Extracted information
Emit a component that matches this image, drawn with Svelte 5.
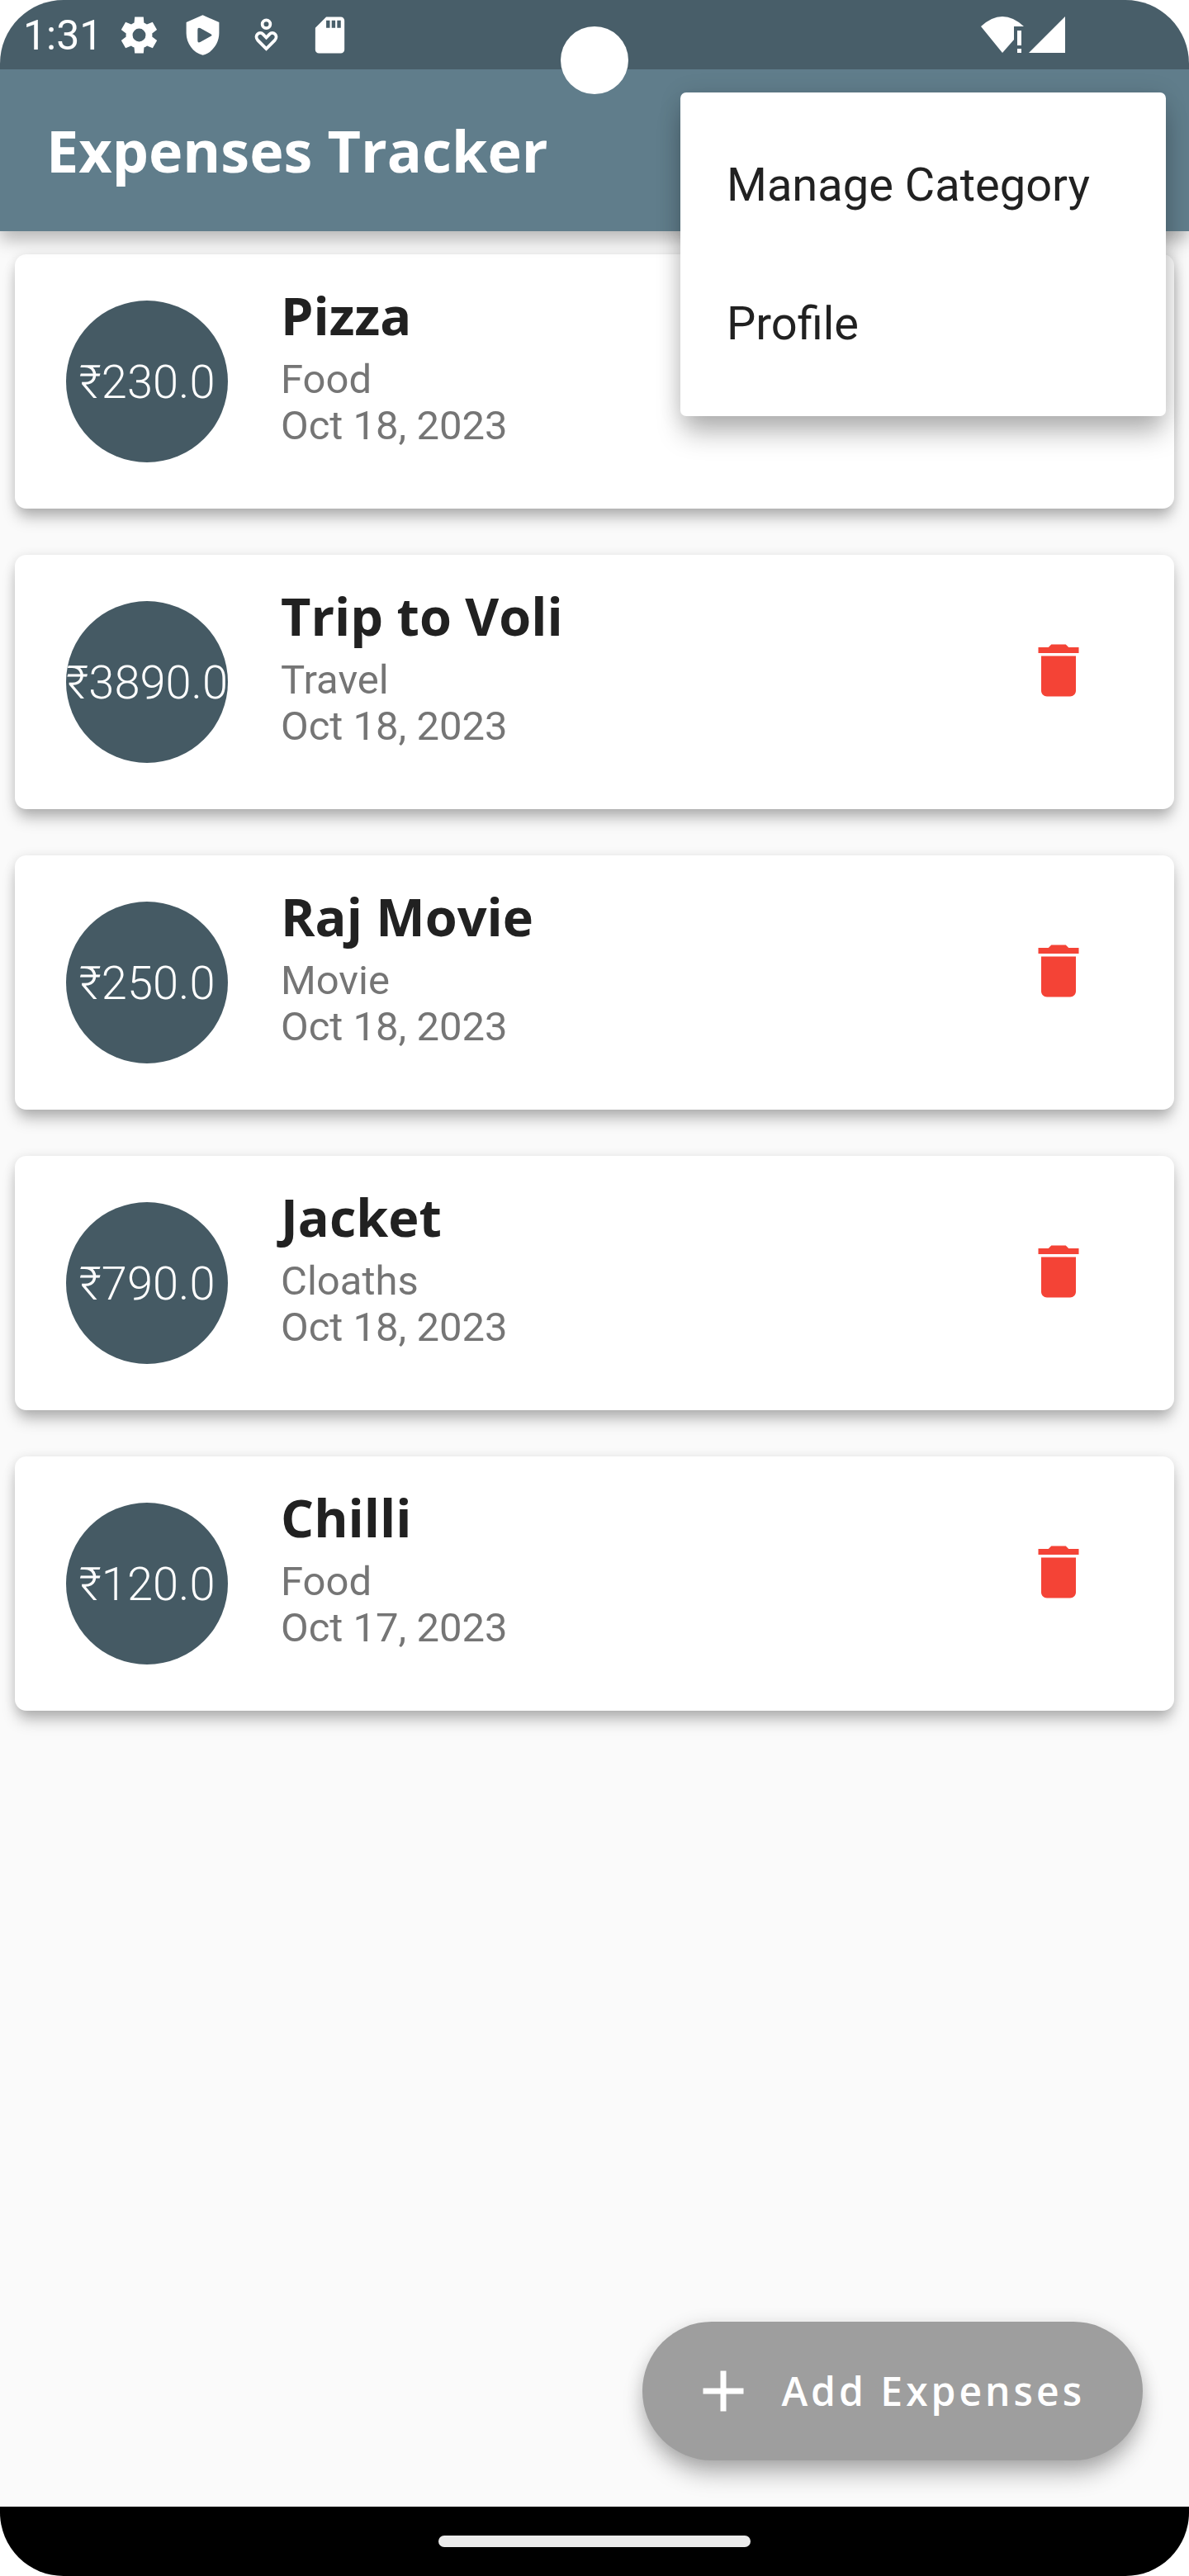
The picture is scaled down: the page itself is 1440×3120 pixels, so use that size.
<script>
  let expenses = $state([
    { title: 'Pizza', category: 'Food', date: 'Oct 18, 2023', amount: '₹230.0' },
    { title: 'Trip to Voli', category: 'Travel', date: 'Oct 18, 2023', amount: '₹3890.0' },
    { title: 'Raj Movie', category: 'Movie', date: 'Oct 18, 2023', amount: '₹250.0' },
    { title: 'Jacket', category: 'Cloaths', date: 'Oct 18, 2023', amount: '₹790.0' },
    { title: 'Chilli', category: 'Food', date: 'Oct 17, 2023', amount: '₹120.0' }
  ]);
  const menu = ['Manage Category', 'Profile'];

  function remove(expense) {
    expenses = expenses.filter((e) => e !== expense);
  }
</script>

<div class="screen">
  <div class="camera"></div>

  <div class="status">
    <span class="clock">1:31</span>
    <div class="notices">
      <svg viewBox="0 0 24 24"><path fill-rule="evenodd" d="M19.14 12.94c.04-.3.06-.61.06-.94 0-.32-.02-.64-.07-.94l2.63-2.05-2.4-4.15-3.1 1.24a7 7 0 0 0-1.62-.94L14.4 2H9.6l-.3 3.16c-.59.24-1.13.57-1.62.94l-3.1-1.24-2.4 4.15 2.68 2.05a7 7 0 0 0-.02 1.88l-2.66 2.05 2.4 4.15 3.1-1.24c.5.38 1.03.7 1.62.94L9.6 22h4.8l.3-3.16c.59-.24 1.13-.56 1.62-.94l3.1 1.24 2.4-4.15zM12 15.6A3.6 3.6 0 1 1 12 8.4a3.6 3.6 0 0 1 0 7.2z" /></svg>
      <svg viewBox="0 0 24 24"><path fill-rule="evenodd" d="M12 1 3 5v6c0 5.550 3.840 10.740 9 12 5.160-1.260 9-6.450 9-12V5zM10.600 8.200 16.500 11.400Q17.500 12 16.500 12.600L10.600 15.900Q9.200 16.500 9.200 15V9Q9.200 7.600 10.600 8.200z" /></svg>
      <svg viewBox="0 0 24 24"><g fill="none" stroke="#fff" stroke-width="1.700"><circle cx="12" cy="6" r="2.200" /><path d="M12 19.500 7.400 14.900C5 12.200 8.300 9.500 10.300 11.600L12 13.400l1.700-1.800c2-2.100 5.300.6 2.900 3.300z" /></g></svg>
      <svg viewBox="0 0 24 24"><path d="M18 2h-8L4.020 8 4 20c0 1.100.9 2 2 2h12c1.100 0 2-.9 2-2V4c0-1.100-.9-2-2-2zm-6 6h-2V4h2v4zm3 0h-2V4h2v4zm3 0h-2V4h2v4z" /></svg>
    </div>
    <svg class="signals" viewBox="0 0 102 44"><path d="M0 12Q26-12 52 12H40V28L26 44zM44 17h5v18h-5zM44 39h5v5h-5zM102 0v44H58z" /></svg>
  </div>

  <header>
    <h1>Expenses Tracker</h1>
    <div class="menu" role="menu">
      {#each menu as item}
        <button role="menuitem">{item}</button>
      {/each}
    </div>
  </header>

  <main>
    <ul>
      {#each expenses as expense}
        <li>
          <div class="amount">{expense.amount}</div>
          <div class="details">
            <h2>{expense.title}</h2>
            <p>{expense.category}</p>
            <p>{expense.date}</p>
          </div>
          <button class="delete" aria-label="Delete {expense.title}" onclick={() => remove(expense)}>
            <svg viewBox="0 0 24 24"><path d="M6 19c0 1.100.9 2 2 2h8c1.100 0 2-.9 2-2V7H6v12zM19 4h-3.500l-1-1h-5l-1 1H5v2h14V4z" /></svg>
          </button>
        </li>
      {/each}
    </ul>
    <button class="add">
      <svg viewBox="0 0 24 24"><path d="M19 13h-6v6h-2v-6H5v-2h6V5h2v6h6z" /></svg>
      <span>Add Expenses</span>
    </button>
  </main>

  <footer><div class="handle"></div></footer>
</div>

<style>
  :global(body) {
    margin: 0;
    background: #fff;
  }
  .screen {
    position: relative;
    display: flex;
    flex-direction: column;
    min-height: 100vh;
    border-radius: 77px;
    overflow: hidden;
    background: #fafafa;
    font-family: Roboto, sans-serif;
    color: #212121;
  }
  h1, h2, p, ul {
    margin: 0;
    padding: 0;
  }
  svg {
    display: block;
    fill: currentColor;
  }
  button {
    border: 0;
    background: none;
    color: inherit;
    font: inherit;
    cursor: pointer;
  }
  .camera {
    position: absolute;
    z-index: 3;
    top: 32px;
    left: 50%;
    width: 82px;
    height: 82px;
    margin-left: -41px;
    border-radius: 50%;
    background: #fff;
  }
  .status {
    position: relative;
    z-index: 2;
    display: flex;
    align-items: center;
    height: 84px;
    padding: 0 150px 0 28px;
    box-sizing: border-box;
    background: #485e69;
    color: #fff;
  }
  .clock {
    font-size: 50px;
    line-height: 56px;
    padding-top: 2px;
  }
  .notices {
    display: flex;
    gap: 24px;
    margin-left: 18px;
  }
  .notices svg {
    width: 53px;
    height: 53px;
  }
  .signals {
    width: 102px;
    height: 44px;
    margin-left: auto;
  }
  header {
    position: relative;
    z-index: 1;
    display: flex;
    align-items: center;
    height: 196px;
    padding: 0 56px;
    background: #607d8b;
    color: #fff;
    box-shadow: 0 10px 20px rgba(0, 0, 0, 0.28);
  }
  h1 {
    font: 700 70px/96px "Open Sans", sans-serif;
  }
  .menu {
    position: absolute;
    top: 28px;
    right: 28px;
    display: flex;
    flex-direction: column;
    width: 588px;
    padding: 28px 0;
    box-sizing: border-box;
    border-radius: 7px;
    background: #fff;
    color: #212121;
    box-shadow: 0 24px 32px -4px rgba(0, 0, 0, 0.27), 0 2px 28px rgba(0, 0, 0, 0.12);
  }
  .menu button {
    height: 168px;
    padding: 0 56px;
    font-size: 56px;
    text-align: left;
  }
  main {
    flex: 1;
    display: flex;
    flex-direction: column;
    justify-content: space-between;
    padding: 28px 18px 56px;
  }
  ul {
    display: flex;
    flex-direction: column;
    gap: 56px;
    list-style: none;
  }
  li {
    display: flex;
    align-items: flex-start;
    min-height: 308px;
    padding: 0 56px 0 62px;
    box-sizing: border-box;
    border-radius: 14px;
    background: #fff;
    box-shadow: 0 14px 18px -3px rgba(0, 0, 0, 0.25), 0 2px 14px rgba(0, 0, 0, 0.12);
  }
  .amount {
    display: flex;
    flex: none;
    align-items: center;
    justify-content: center;
    width: 196px;
    height: 196px;
    margin-top: 56px;
    padding-top: 2px;
    box-sizing: border-box;
    border-radius: 50%;
    background: #455a64;
    color: #fff;
    font: 300 56px/70px Roboto, sans-serif;
    white-space: nowrap;
  }
  .details {
    flex: 1;
    padding: 30px 0 0 64px;
  }
  h2 {
    font: 700 63px/88px "Open Sans", sans-serif;
    margin-bottom: 6px;
  }
  p {
    font-size: 49px;
    line-height: 56px;
    color: #757575;
  }
  .delete {
    display: grid;
    place-items: center;
    width: 168px;
    height: 168px;
    margin-top: 56px;
    padding: 0;
    color: #f44336;
  }
  .delete svg,
  .add svg {
    width: 84px;
    height: 84px;
  }
  .add {
    display: flex;
    align-items: center;
    align-self: flex-end;
    gap: 28px;
    height: 168px;
    margin-right: 38px;
    padding: 0 70px 0 56px;
    border-radius: 84px;
    background: #9e9e9e;
    color: #fff;
    font: 600 48px/64px "Open Sans", sans-serif;
    letter-spacing: 4px;
    box-shadow: 0 20px 28px -4px rgba(0, 0, 0, 0.28), 0 2px 21px rgba(0, 0, 0, 0.12);
  }
  footer {
    display: grid;
    place-items: center;
    height: 84px;
    background: #000;
  }
  .handle {
    width: 378px;
    height: 14px;
    border-radius: 7px;
    background: #ebebeb;
  }
</style>
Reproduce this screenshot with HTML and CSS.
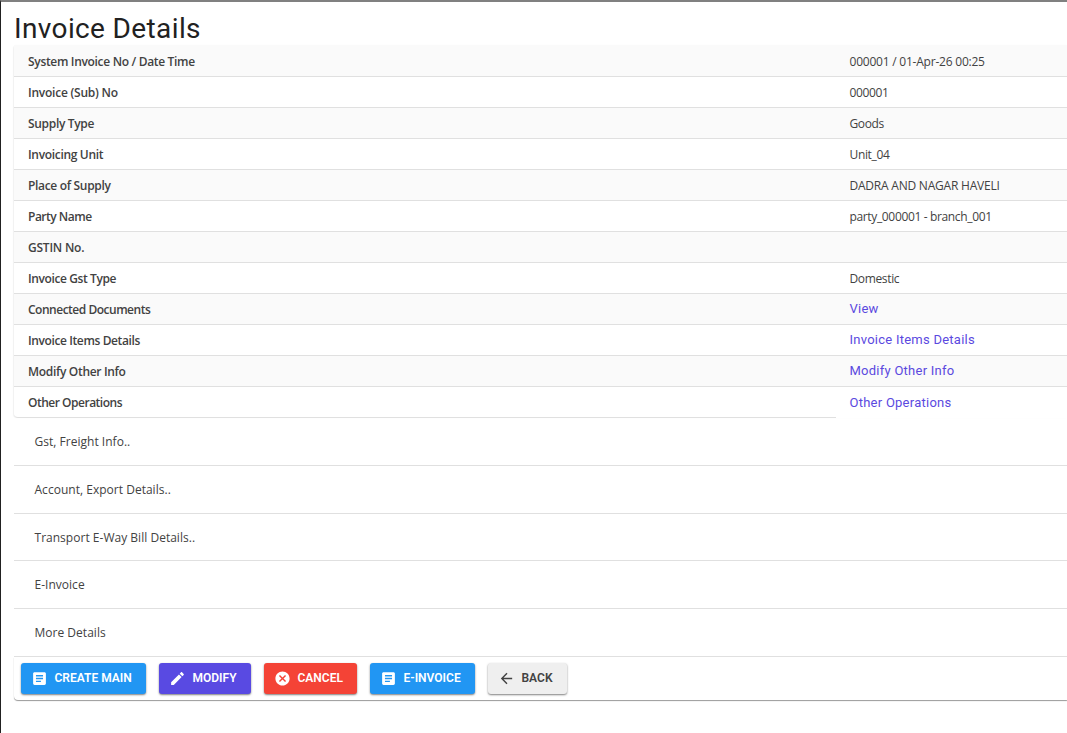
FILE: index.html
```html
<!DOCTYPE html>
<html lang="en">
<head>
<meta charset="utf-8">
<title>Invoice Details</title>
<link rel="stylesheet" href="styles.css">
</head>
<body>
<main class="page">
  <h1 class="title">Invoice Details</h1>
  <section class="details">
    <div class="row"><div class="label">System Invoice No / Date Time</div><div class="value">000001 / 01-Apr-26 00:25</div></div>
    <div class="row"><div class="label loose">Invoice (Sub) No</div><div class="value tight">000001</div></div>
    <div class="row"><div class="label">Supply Type</div><div class="value tight">Goods</div></div>
    <div class="row"><div class="label">Invoicing Unit</div><div class="value tight">Unit_04</div></div>
    <div class="row"><div class="label">Place of Supply</div><div class="value">DADRA AND NAGAR HAVELI</div></div>
    <div class="row"><div class="label tight">Party Name</div><div class="value tight">party_000001 - branch_001</div></div>
    <div class="row"><div class="label loose">GSTIN No.</div><div class="value"></div></div>
    <div class="row"><div class="label snug">Invoice Gst Type</div><div class="value tight">Domestic</div></div>
    <div class="row"><div class="label tight">Connected Documents</div><div class="value"><a class="link">View</a></div></div>
    <div class="row"><div class="label snug">Invoice Items Details</div><div class="value"><a class="link">Invoice Items Details</a></div></div>
    <div class="row"><div class="label">Modify Other Info</div><div class="value"><a class="link">Modify Other Info</a></div></div>
    <div class="row last"><div class="label tight">Other Operations</div><div class="value"><a class="link">Other Operations</a></div></div>
  </section>
  <section class="panels">
    <div class="panel">Gst, Freight Info..</div>
    <div class="panel">Account, Export Details..</div>
    <div class="panel short">Transport E-Way Bill Details..</div>
    <div class="panel">E-Invoice</div>
    <div class="panel">More Details</div>
  </section>
  <footer class="actions">
    <button class="btn blue create"><svg class="icon" viewBox="0 0 24 24"><path d="M19 3H5c-1.100 0-2 .9-2 2v14c0 1.100.9 2 2 2h14c1.100 0 2-.9 2-2V5c0-1.100-.9-2-2-2zm-5 14H7v-2h7v2zm3-4H7v-2h10v2zm0-4H7V7h10v2z"/></svg><span>CREATE MAIN</span></button>
    <button class="btn violet modify"><svg class="icon" viewBox="0 0 24 24"><path d="M3 17.250V21h3.750L17.810 9.940l-3.750-3.750L3 17.250zM20.710 7.040c.39-.39.39-1.020 0-1.410l-2.340-2.340c-.39-.39-1.020-.39-1.410 0l-1.830 1.830 3.750 3.750 1.830-1.830z"/></svg><span>MODIFY</span></button>
    <button class="btn red cancel"><svg class="icon" viewBox="0 0 24 24"><path d="M12 2C6.470 2 2 6.470 2 12s4.470 10 10 10 10-4.470 10-10S17.530 2 12 2zm5 13.590L15.590 17 12 13.410 8.410 17 7 15.590 10.590 12 7 8.410 8.410 7 12 10.590 15.590 7 17 8.410 13.410 12 17 15.590z"/></svg><span>CANCEL</span></button>
    <button class="btn blue einvoice"><svg class="icon" viewBox="0 0 24 24"><path d="M19 3H5c-1.100 0-2 .9-2 2v14c0 1.100.9 2 2 2h14c1.100 0 2-.9 2-2V5c0-1.100-.9-2-2-2zm-5 14H7v-2h7v2zm3-4H7v-2h10v2zm0-4H7V7h10v2z"/></svg><span>E-INVOICE</span></button>
    <button class="btn grey back"><svg class="icon" viewBox="0 0 24 24"><path d="M20 11H7.830l5.590-5.590L12 4l-8 8 8 8 1.410-1.410L7.830 13H20v-2z"/></svg><span>BACK</span></button>
  </footer>
</main>
</body>
</html>
```
FILE: styles.css
```css
* { box-sizing: border-box; }
body {
  margin: 0;
  height: 733px;
  overflow: hidden;
  background: #fff;
  color: #424242;
  font: 12px/18px "Open Sans", "Noto Sans", sans-serif;
}
.page {
  height: 733px;
  border-top: 2px solid #808080;
  border-left: 1px solid #212121;
  padding: 11px 0 0 13px;
}
.title {
  margin: 0;
  height: 32px;
  font: 400 28px/32px Roboto, sans-serif;
  letter-spacing: 0.37px;
  color: #212121;
}
.details {
  border-radius: 4px 0 0 4px;
  box-shadow: -1px 0 1px rgba(0, 0, 0, 0.06);
}
.row {
  display: flex;
  height: 31px;
}
.row:first-child { height: 32px; }
.row:first-child .label { border-top-left-radius: 4px; }
.row:nth-child(odd) { background: #fafafa; }
.label, .value {
  display: flex;
  align-items: center;
  padding-top: 2px;
  border-bottom: 1px solid #e0e0e0;
  white-space: nowrap;
}
.label {
  width: 822px;
  padding-left: 14px;
  font-weight: 600;
  letter-spacing: -0.32px;
}
.label.loose { letter-spacing: -0.23px; }
.label.snug { letter-spacing: -0.39px; }
.label.tight { letter-spacing: -0.49px; }
.value {
  flex: 1;
  padding-left: 13.5px;
  letter-spacing: -0.22px;
}
.value.tight { letter-spacing: -0.35px; }
.last .label { border-bottom-left-radius: 4px; }
.last .value { border-bottom: 0; }
.link {
  padding-bottom: 2px;
  font: 400 13px/18px Roboto, sans-serif;
  letter-spacing: 0.25px;
  color: #5b49df;
}
.last .link { padding-bottom: 1px; }
.panel {
  display: flex;
  align-items: center;
  height: 48px;
  padding-left: 20.5px;
  border-bottom: 1px solid #e0e0e0;
  letter-spacing: 0.02px;
}
.panel.short { height: 47px; padding-top: 1px; }
.actions {
  display: flex;
  gap: 13px;
  height: 43px;
  padding: 6px 0 0 7px;
  border-radius: 0 0 0 4px;
  box-shadow: 0 1px 1px rgba(0, 0, 0, 0.4);
}
.btn {
  display: flex;
  align-items: center;
  gap: 7px;
  height: 31px;
  padding: 0 0 0 10px;
  border: 0;
  border-radius: 3px;
  box-shadow: 0 1px 2px rgba(0, 0, 0, 0.5);
  color: #fff;
  font: 600 12px/18px Roboto, sans-serif;
  white-space: nowrap;
}
.btn span {
  padding-bottom: 2px;
  margin-left: -0.5px;
}
.icon {
  width: 17px;
  height: 17px;
  fill: currentColor;
}
.blue { background: #2196f3; }
.violet { background: #594ae2; }
.red { background: #f44336; }
.grey { background: #efefef; color: #424242; }
.create { width: 125px; }
.modify { width: 92px; }
.cancel { width: 93px; }
.einvoice { width: 105px; }
.back { width: 79px; }
```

What to do
Look for "with" and pull out every line that has it.

Solved problem
Emit a component that matches this image, drawn with Svelte 5.
Reproduce this screenshot with HTML and CSS.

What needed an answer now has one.